A conectividade digital apresenta disparidades: enquanto Rivera possui alta taxa de penetração de banda larga (91,4% fixa e 100% móvel), Santana ainda carece de dados precisos. A mobilidade urbana é limitada pela ausência de transporte coletivo intermunicipal e pela subutilização da infraestrutura ferroviária e aeroportuária.
Desafios e Perspectivas
Apesar dos avanços, persistem desafios importantes: a fragilidade do tecido empresarial, a escassez de empregos formais, a informalidade econômica, a deficiência na gestão de resíduos e esgotos, e a limitação dos serviços públicos. A administração local enfrenta restrições financeiras, com déficit sistemático entre receitas e despesas.

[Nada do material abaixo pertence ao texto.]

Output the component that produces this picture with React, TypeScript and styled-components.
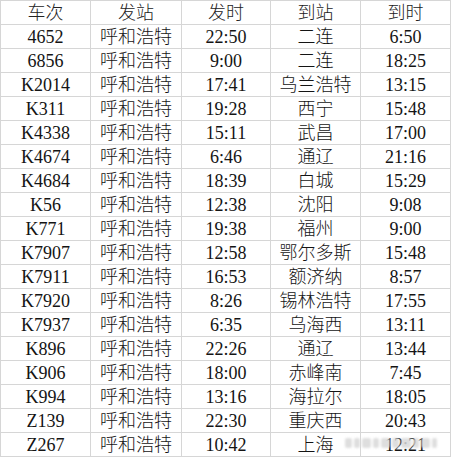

Entretanto, há oportunidades promissoras. A parceria entre as administrações municipais pode servir de modelo para outras regiões do MERCOSUL. O turismo sustentável, a valorização dos produtos locais, a economia circular e o potencial de energias renováveis são vetores de desenvolvimento. A Agenda Urbana da Fronteira da Paz propõe uma estratégia até 2030, com cinco objetivos principais:
- Organização do contínuo urbano;
- Promoção do crescimento econômico e geração de emprego;
- Sustentabilidade ambiental e qualidade de vida;
- Inclusão social e participação cidadã;
- Administração pública próxima e eficiente.
A Fronteira da Paz é, portanto, mais do que um espaço geográfico: é um território de cidadania, solidariedade e inovação. Um exemplo de como a integração pode promover o bem-estar coletivo, respeitando as diferenças e valorizando as semelhanças.